Thirteen Guests - J. (Joseph) Jefferson Farjeon

Coming back to the fabulous Mr. Farjeon's writing after the two excursions into Mary Stewart's work of "romantic suspense" makes me appreciate his writing even more. 

 

If we must have an insta-something romance among the threat of blackmail and murder, then let it be written like this:

“You’re not going to ask me what I know about you that would make you wince?”

   “No. You can tell me that voluntarily, if ever you want to. May I put the question?”

“Yes.”

   “Well, here goes. It’ll show you, anyhow, that I’m not idealising you.” She wondered. “When you kissed me just now, did you feel as though you were beginning another ‘affair’?”

   For an instant she almost decided to cheat. But for his reference to David Garrick, she might have. That reference had weakened her defences, however, for she doubted now, as she saw his eyes watching her for every informative little sign, whether she could cheat him. For once in her life, she had the sense that she was being beaten.

“Would you like to withdraw the question?” She gave him that chance, but he did not take it. He shook his head.

“No, I didn’t feel I was beginning an affair,” she answered. “So now where are we?”

   He found, to his dismay, that he did not know. The exact significance of a kiss has baffled countless intelligences. His expression gave him away, and as she felt her power returning she was urged by an intense desire to use it kindly.

   “Listen, John,” she said. “And you can call me Nadine. That doesn’t mean anything these days. I’m not a silly, impulsive woman, though a few fools sometimes imagine I am, but I do react quickly to a situation when it develops. That’s my true nature. I even remember the day when I found it out—consciously, I mean. A pretty foul beast kissed me, and spoilt his chance of a repetition by saying, ‘If you can’t be good, be careful.’
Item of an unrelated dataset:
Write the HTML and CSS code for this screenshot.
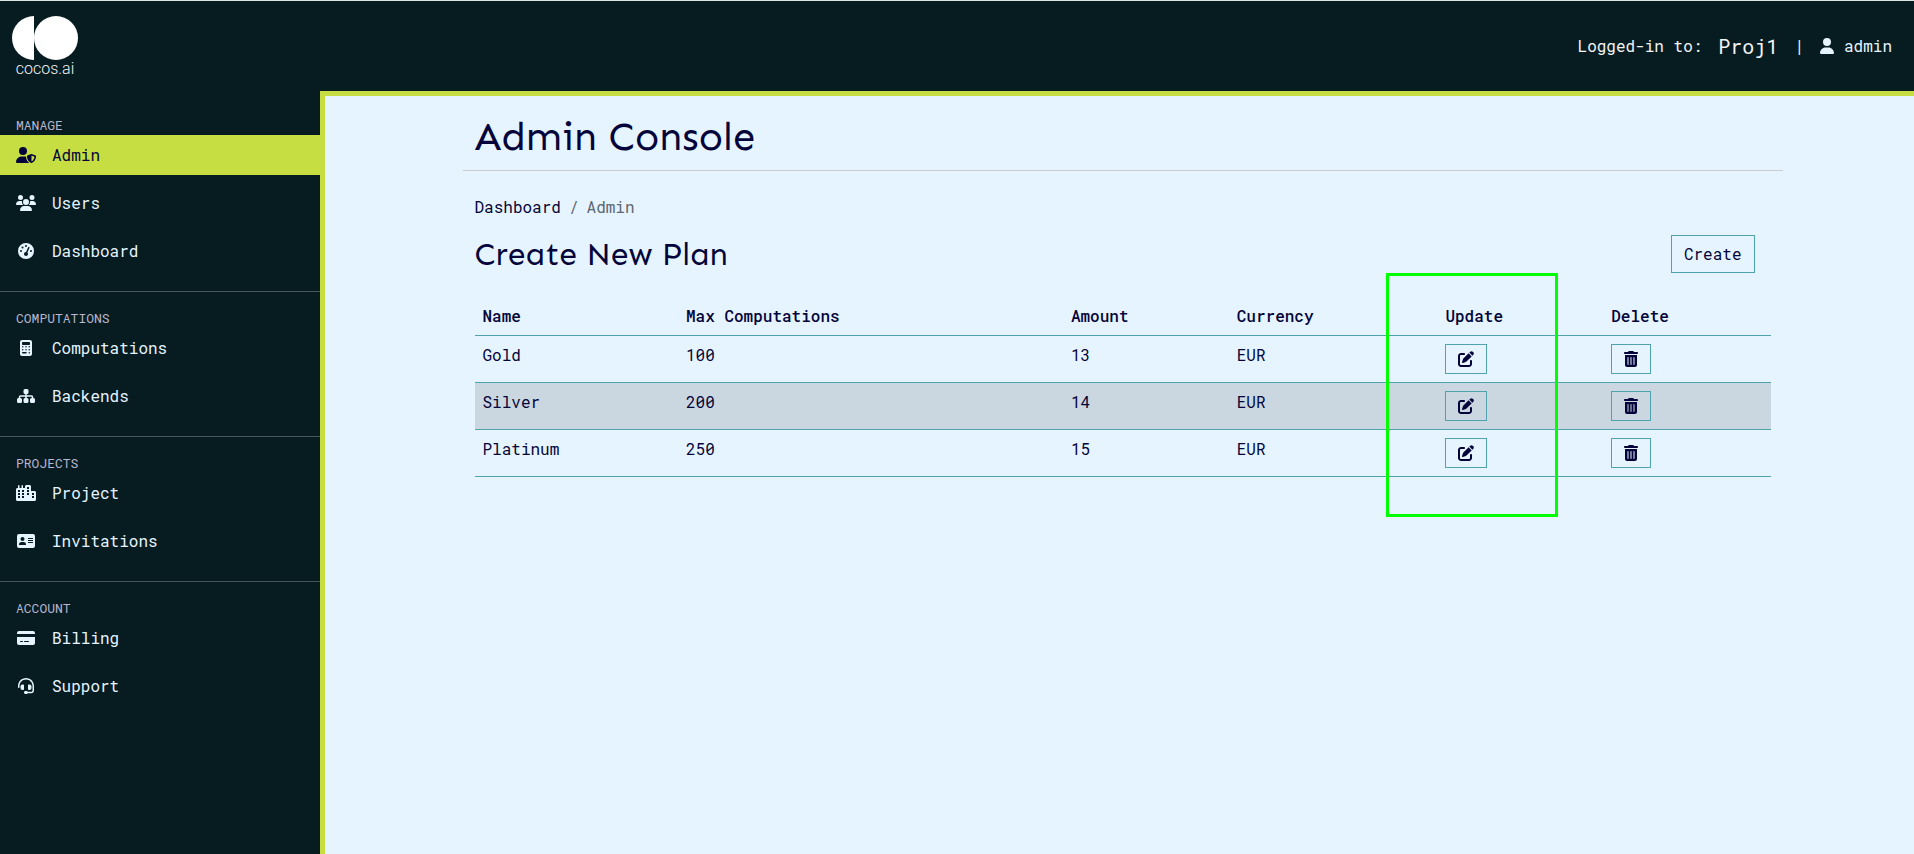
FILE: index.html
```html
<!DOCTYPE html>
<html lang="en">
<head>
<meta charset="utf-8">
<meta name="viewport" content="width=device-width, initial-scale=1">
<title>Admin Console</title>
<link rel="stylesheet" href="styles.css">
</head>
<body>
<svg class="sprite" aria-hidden="true">
  <symbol id="user" viewBox="0 0 448 512"><path d="M224 256A128 128 0 1 0 224 0a128 128 0 1 0 0 256zm-45.7 48C79.8 304 0 383.8 0 482.3C0 498.7 13.3 512 29.7 512H418.3c16.4 0 29.7-13.3 29.7-29.7C448 383.8 368.2 304 269.7 304H178.3z"/></symbol>
  <symbol id="edit" viewBox="0 0 512 512"><path d="M471.6 21.7c-21.9-21.9-57.3-21.9-79.2 0L362.3 51.7l97.9 97.9 30.1-30.1c21.9-21.9 21.9-57.3 0-79.2L471.6 21.7zm-299.2 220c-6.1 6.1-10.8 13.6-13.5 21.9l-29.6 88.8c-2.9 8.6-.6 18.1 5.8 24.6s15.9 8.7 24.6 5.8l88.8-29.6c8.2-2.7 15.7-7.4 21.9-13.5L437.7 172.3 339.7 74.3 172.4 241.7zM96 64C43 64 0 107 0 160V416c0 53 43 96 96 96H352c53 0 96-43 96-96V320c0-17.7-14.3-32-32-32s-32 14.3-32 32v96c0 17.7-14.3 32-32 32H96c-17.7 0-32-14.3-32-32V160c0-17.7 14.3-32 32-32h96c17.7 0 32-14.3 32-32s-14.3-32-32-32H96z"/></symbol>
  <symbol id="trash" viewBox="0 0 448 512"><path d="M135.2 17.7L128 32H32C14.3 32 0 46.3 0 64S14.3 96 32 96H416c17.7 0 32-14.3 32-32s-14.3-32-32-32H320l-7.2-14.3C307.4 6.8 296.3 0 284.2 0H163.8c-12.1 0-23.2 6.8-28.6 17.7zM416 128H32V448c0 35.3 28.7 64 64 64H352c35.3 0 64-28.7 64-64V128zM144 208V432c0 8.8-7.2 16-16 16s-16-7.2-16-16V208c0-8.8 7.2-16 16-16s16 7.2 16 16zm96 0V432c0 8.8-7.2 16-16 16s-16-7.2-16-16V208c0-8.8 7.2-16 16-16s16 7.2 16 16zm96 0V432c0 8.8-7.2 16-16 16s-16-7.2-16-16V208c0-8.8 7.2-16 16-16s16 7.2 16 16z"/></symbol>
</svg>

<header class="topbar">
  <a class="logo" href="#" aria-label="cocos.ai">
    <svg class="logo-mark" viewBox="0 0 66 44" aria-hidden="true"><path d="M22 0A22 22 0 0 0 22 44Z"/><circle cx="44" cy="22" r="22"/></svg>
    <span class="logo-name">cocos.ai</span>
  </a>
  <div class="session">
    <span>Logged-in to:</span>
    <a class="project" href="#">Proj1</a>
    <span>|</span>
    <a class="account" href="#"><svg class="icon-narrow" aria-hidden="true"><use href="#user"/></svg>admin</a>
  </div>
</header>

<div class="layout">
  <nav class="sidebar">
    <section class="group">
      <h2 class="group-title">MANAGE</h2>
      <a class="item active" href="#"><svg class="item-icon" viewBox="0 0 640 512" aria-hidden="true"><path d="M224 256A128 128 0 1 0 224 0a128 128 0 1 0 0 256zm-45.7 48C79.8 304 0 383.8 0 482.3C0 498.7 13.3 512 29.7 512H418.3c1.8 0 3.5-.2 5.3-.5c-76.3-55.1-99.8-141-103.1-200.2c-16.1-4.8-33.1-7.3-50.7-7.3H178.3zm308.8-78.3l-120 48C358 277.4 352 286.2 352 296c0 63.3 25.9 168.8 134.8 214.2c5.9 2.5 12.6 2.5 18.5 0C614.1 464.8 640 359.3 640 296c0-9.8-6-18.6-15.1-22.3l-120-48c-5.7-2.3-12.1-2.3-17.8 0zM591.4 312c-3.9 50.7-27.2 116.7-95.4 149.7V273.8L591.4 312z"/></svg>Admin</a>
      <a class="item" href="#"><svg class="item-icon" viewBox="0 0 640 512" aria-hidden="true"><path d="M144 0a80 80 0 1 1 0 160A80 80 0 1 1 144 0zM512 0a80 80 0 1 1 0 160A80 80 0 1 1 512 0zM0 298.7C0 239.8 47.8 192 106.7 192h42.7c15.9 0 31 3.5 44.6 9.7c-1.3 7.2-1.9 14.7-1.9 22.3c0 38.2 16.8 72.5 43.3 96H21.3C9.6 320 0 310.4 0 298.7zM405.3 320c26.6-23.5 43.3-57.8 43.3-96c0-7.6-.7-15-1.9-22.3c13.6-6.3 28.7-9.7 44.6-9.7h42.7C592.2 192 640 239.8 640 298.7c0 11.8-9.6 21.3-21.3 21.3H405.3zM224 224a96 96 0 1 1 192 0 96 96 0 1 1 -192 0zM128 485.3C128 411.7 187.7 352 261.3 352H378.7C452.3 352 512 411.7 512 485.3c0 14.7-11.9 26.7-26.7 26.7H154.7c-14.7 0-26.7-11.9-26.7-26.7z"/></svg>Users</a>
      <a class="item" href="#"><svg class="item-icon" viewBox="0 0 512 512" aria-hidden="true"><path d="M0 256a256 256 0 1 1 512 0A256 256 0 1 1 0 256zM288 96a32 32 0 1 0 -64 0 32 32 0 1 0 64 0zM256 416c35.3 0 64-28.7 64-64c0-17.4-6.9-33.1-18.1-44.6L366 161.7c5.3-12.1-.2-26.3-12.3-31.6s-26.3 .2-31.6 12.3L257.9 288c-.6 0-1.3 0-1.9 0c-35.3 0-64 28.7-64 64s28.7 64 64 64zM176 144a32 32 0 1 0 -64 0 32 32 0 1 0 64 0zM96 288a32 32 0 1 0 0-64 32 32 0 1 0 0 64zm352-32a32 32 0 1 0 -64 0 32 32 0 1 0 64 0z" fill-rule="evenodd"/></svg>Dashboard</a>
    </section>
    <section class="group">
      <h2 class="group-title">COMPUTATIONS</h2>
      <a class="item" href="#"><svg class="item-icon" viewBox="0 0 384 512" aria-hidden="true"><path fill-rule="evenodd" d="M64 0C28.7 0 0 28.7 0 64V448c0 35.3 28.7 64 64 64H320c35.3 0 64-28.7 64-64V64c0-35.3-28.7-64-64-64H64zM96 64H288c17.7 0 32 14.3 32 32v32c0 17.7-14.3 32-32 32H96c-17.7 0-32-14.3-32-32V96c0-17.7 14.3-32 32-32zM64 216a24 24 0 1 0 48 0a24 24 0 1 0-48 0zM168 216a24 24 0 1 0 48 0a24 24 0 1 0-48 0zM272 216a24 24 0 1 0 48 0a24 24 0 1 0-48 0zM64 312a24 24 0 1 0 48 0a24 24 0 1 0-48 0zM168 312a24 24 0 1 0 48 0a24 24 0 1 0-48 0zM272 312a24 24 0 1 0 48 0a24 24 0 1 0-48 0zM272 408a24 24 0 1 0 48 0a24 24 0 1 0-48 0zM88 384H192a24 24 0 1 1 0 48H88a24 24 0 1 1 0-48z"/></svg>Computations</a>
      <a class="item" href="#"><svg class="item-icon" viewBox="0 0 576 512" aria-hidden="true"><path d="M256 32h64a48 48 0 0 1 48 48v64a48 48 0 0 1-48 48h-8v40h152a56 56 0 0 1 56 56v32h8a48 48 0 0 1 48 48v64a48 48 0 0 1-48 48h-64a48 48 0 0 1-48-48v-64a48 48 0 0 1 48-48h8v-32a8 8 0 0 0-8-8H312v40h8a48 48 0 0 1 48 48v64a48 48 0 0 1-48 48h-64a48 48 0 0 1-48-48v-64a48 48 0 0 1 48-48h8v-40H112a8 8 0 0 0-8 8v32h8a48 48 0 0 1 48 48v64a48 48 0 0 1-48 48H48a48 48 0 0 1-48-48v-64a48 48 0 0 1 48-48h8v-32a56 56 0 0 1 56-56h152v-40h-8a48 48 0 0 1-48-48V80a48 48 0 0 1 48-48z"/></svg>Backends</a>
    </section>
    <section class="group">
      <h2 class="group-title">PROJECTS</h2>
      <a class="item" href="#"><svg class="item-icon" viewBox="0 0 640 512" aria-hidden="true"><path fill-rule="evenodd" d="M480 48c0-26.5-21.5-48-48-48H336c-26.5 0-48 21.5-48 48V96H224V24c0-13.3-10.7-24-24-24s-24 10.7-24 24V96H112V24c0-13.3-10.7-24-24-24S64 10.7 64 24V96H48C21.5 96 0 117.5 0 144V464c0 26.5 21.5 48 48 48H592c26.5 0 48-21.5 48-48V240c0-26.5-21.5-48-48-48H480V48zM64 160h64v64H64zM64 256h64v64H64zM64 352h64v64H64zM192 160h64v64h-64zM192 256h64v64h-64zM192 352h64v64h-64zM352 64h64v64h-64zM352 160h64v64h-64zM352 256h64v64h-64zM512 256h64v64h-64zM512 352h64v64h-64z"/></svg>Project</a>
      <a class="item" href="#"><svg class="item-icon" viewBox="0 0 576 512" aria-hidden="true"><path fill-rule="evenodd" d="M64 32H512a64 64 0 0 1 64 64V416a64 64 0 0 1-64 64H64a64 64 0 0 1-64-64V96a64 64 0 0 1 64-64zM176 128a64 64 0 1 0 0 128a64 64 0 1 0 0-128zM144 288a80 80 0 0 0-80 80a16 16 0 0 0 16 16H272a16 16 0 0 0 16-16a80 80 0 0 0-80-80zM352 160h160v32H352zM352 224h160v32H352zM352 288h160v32H352z"/></svg>Invitations</a>
    </section>
    <section class="group">
      <h2 class="group-title">ACCOUNT</h2>
      <a class="item" href="#"><svg class="item-icon" viewBox="0 0 576 512" aria-hidden="true"><path fill-rule="evenodd" d="M64 32H512a64 64 0 0 1 64 64v32H0V96a64 64 0 0 1 64-64zM0 224H576V416a64 64 0 0 1-64 64H64a64 64 0 0 1-64-64zM112 352a16 16 0 0 0 0 32h64a16 16 0 0 0 0-32zM240 352a16 16 0 0 0 0 32h128a16 16 0 0 0 0-32z"/></svg>Billing</a>
      <a class="item" href="#"><svg class="item-icon" viewBox="0 0 512 512" aria-hidden="true"><path d="M256 48C141.1 48 48 141.1 48 256v40c0 13.3-10.7 24-24 24s-24-10.7-24-24V256C0 114.6 114.6 0 256 0S512 114.6 512 256V400.1c0 48.6-39.4 88-88.1 88L313.6 488c-8.3 14.3-23.8 24-41.6 24H240c-26.5 0-48-21.5-48-48s21.5-48 48-48h32c17.8 0 33.3 9.7 41.6 24l110.4 .1c22.1 0 40-17.9 40-40V256c0-114.9-93.1-208-208-208zM144 208h16c17.7 0 32 14.3 32 32V352c0 17.7-14.3 32-32 32H144c-35.3 0-64-28.7-64-64V272c0-35.3 28.7-64 64-64zm224 0c35.3 0 64 28.7 64 64v48c0 35.3-28.7 64-64 64H352c-17.7 0-32-14.3-32-32V240c0-17.7 14.3-32 32-32h16z"/></svg>Support</a>
    </section>
  </nav>

  <main class="main">
    <div class="container">
      <h1 class="page-title">Admin Console</h1>
      <div class="content">
        <nav class="breadcrumb" aria-label="Breadcrumb"><a href="#">Dashboard</a><span>/</span><span>Admin</span></nav>
        <div class="section-head">
          <h2 class="section-title">Create New Plan</h2>
          <button class="btn btn-create" type="button">Create</button>
        </div>
        <table class="plans">
          <colgroup><col class="c-name"><col class="c-max"><col class="c-amount"><col class="c-currency"><col class="c-update"><col></colgroup>
          <thead>
            <tr><th>Name</th><th>Max Computations</th><th>Amount</th><th>Currency</th><th class="marked">Update<span class="marker"></span></th><th>Delete</th></tr>
          </thead>
          <tbody>
            <tr><td>Gold</td><td>100</td><td>13</td><td>EUR</td><td><button class="btn btn-icon" type="button" aria-label="Update Gold"><svg class="icon" aria-hidden="true"><use href="#edit"/></svg></button></td><td><button class="btn btn-icon" type="button" aria-label="Delete Gold"><svg class="icon-narrow" aria-hidden="true"><use href="#trash"/></svg></button></td></tr>
            <tr><td>Silver</td><td>200</td><td>14</td><td>EUR</td><td><button class="btn btn-icon" type="button" aria-label="Update Silver"><svg class="icon" aria-hidden="true"><use href="#edit"/></svg></button></td><td><button class="btn btn-icon" type="button" aria-label="Delete Silver"><svg class="icon-narrow" aria-hidden="true"><use href="#trash"/></svg></button></td></tr>
            <tr><td>Platinum</td><td>250</td><td>15</td><td>EUR</td><td><button class="btn btn-icon" type="button" aria-label="Update Platinum"><svg class="icon" aria-hidden="true"><use href="#edit"/></svg></button></td><td><button class="btn btn-icon" type="button" aria-label="Delete Platinum"><svg class="icon-narrow" aria-hidden="true"><use href="#trash"/></svg></button></td></tr>
          </tbody>
        </table>
      </div>
    </div>
  </main>
</div>
</body>
</html>
```
FILE: styles.css
```css
:root {
  --dark: #071c21;
  --lime: #c6de41;
  --pale: #e6f4ff;
  --navy: #04043a;
  --teal: #4fa3ad;
}

* { box-sizing: border-box; }

body {
  margin: 0;
  min-height: 100vh;
  display: flex;
  flex-direction: column;
  background: var(--dark);
  color: var(--navy);
  font: 16px/24px "Roboto Mono", "DejaVu Sans Mono", "Liberation Mono", monospace;
}

a { color: inherit; text-decoration: none; }
h1, h2 { margin: 0; font-weight: 400; }
svg { fill: currentColor; }

.sprite { display: none; }
.icon { width: 16px; height: 16px; }
.icon-narrow { width: 14px; height: 16px; }

.topbar {
  display: flex;
  justify-content: space-between;
  align-items: center;
  height: 91px;
  padding: 0 22px 0 12px;
  border-top: 1px solid #dfe5e2;
  color: #f2f4f5;
}

.logo {
  display: flex;
  flex-direction: column;
  align-items: center;
  padding-top: 2px;
}

.logo-mark { width: 66px; height: 44px; color: #fff; }

.logo-name {
  font: 300 16px/18px Roboto, sans-serif;
}

.session { display: flex; align-items: center; gap: 16px; }
.project { font-size: 20px; }
.account { display: flex; align-items: center; gap: 10px; color: var(--pale); }

.layout { display: flex; flex: 1; }

.sidebar {
  width: 320px;
  flex: none;
  padding-top: 24px;
  color: var(--pale);
}

.group {
  display: flex;
  flex-direction: column;
  gap: 8px;
  padding-bottom: 20px;
}

.group + .group {
  padding-top: 16px;
  border-top: 1px solid #45555a;
}

.group-title {
  margin-bottom: -8px;
  padding-left: 16px;
  color: #b9b6cf;
  font-size: 13px;
  line-height: 20px;
}

.item {
  display: flex;
  align-items: center;
  gap: 16px;
  height: 40px;
  padding: 0 16px;
}

.item.active { background: var(--lime); color: var(--navy); }
.item-icon { width: 20px; height: 16px; }

.main {
  flex: 1;
  padding-left: 6px;
  border-top: 5px solid var(--lime);
  border-left: 5px solid var(--lime);
  background: var(--pale);
}

.container { max-width: 1320px; margin: 0 auto; }

.page-title {
  padding: 17px 12px 9px;
  border-bottom: 1px solid #c9cccf;
  font: 40px/48px Sen, "Open Sans", sans-serif;
}

.content { padding: 24px 12px; }

.breadcrumb { display: flex; gap: 8px; color: #5c6870; }
.breadcrumb a { color: var(--navy); }

.section-head {
  display: flex;
  justify-content: space-between;
  align-items: center;
  margin: 16px 0 22px;
  padding-right: 16px;
}

.section-title { font: 32px/38px Sen, "Open Sans", sans-serif; }

.btn {
  border: 1px solid var(--teal);
  background: transparent;
  color: inherit;
  font: inherit;
  cursor: pointer;
}

.btn-create { padding: 6px 12px; }
.btn-icon { display: flex; padding: 6px 12px; }

.plans {
  width: 100%;
  border-collapse: separate;
  border-spacing: 0;
  table-layout: fixed;
}

.c-name { width: 15.7%; }
.c-max { width: 29.7%; }
.c-amount { width: 12.8%; }
.c-currency { width: 16.1%; }
.c-update { width: 12.8%; }

.plans th, .plans td {
  padding: 8px;
  border-bottom: 1px solid var(--teal);
  line-height: 22px;
  text-align: left;
  vertical-align: top;
}

.plans th { padding-top: 10px; font-weight: 500; }
.plans tbody tr:nth-child(even) { background: #cad7e0; }
.plans .btn-icon { height: 30px; }

.marked { position: relative; }

.marker {
  position: absolute;
  top: -22px;
  left: -51px;
  width: 172px;
  height: 244px;
  border: 3px solid #0f0;
  pointer-events: none;
}
```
I slapped his face, but I took his advice. I asked myself whether I was ‘good.’ I refused to hedge. I found I wasn’t. But—you may or you may not understand this—I refused to desert myself—to become twisted, or dull, or insignificant—by living the life of some one else. It wouldn’t have been life to a person like me. It would have been death. So I decided to be careful, to stick to a few rules I made, and have generally kept to, and to go through with it.”

She paused suddenly. Then gave a little shrug, and continued: “Rather funny, telling you all this after only a few hours’ acquaintance, but somehow I feel I owe it to you. And then one of my rules is to be frank—although I admit my frankness with you has been unusually rapid.... I wonder why?”

   He restrained an impulse to make a suggestion. Her self-analysis fascinated him, and he did not want to interrupt it. His eyes were on the contours of her shoulder, but his attention was on the contours of her mind.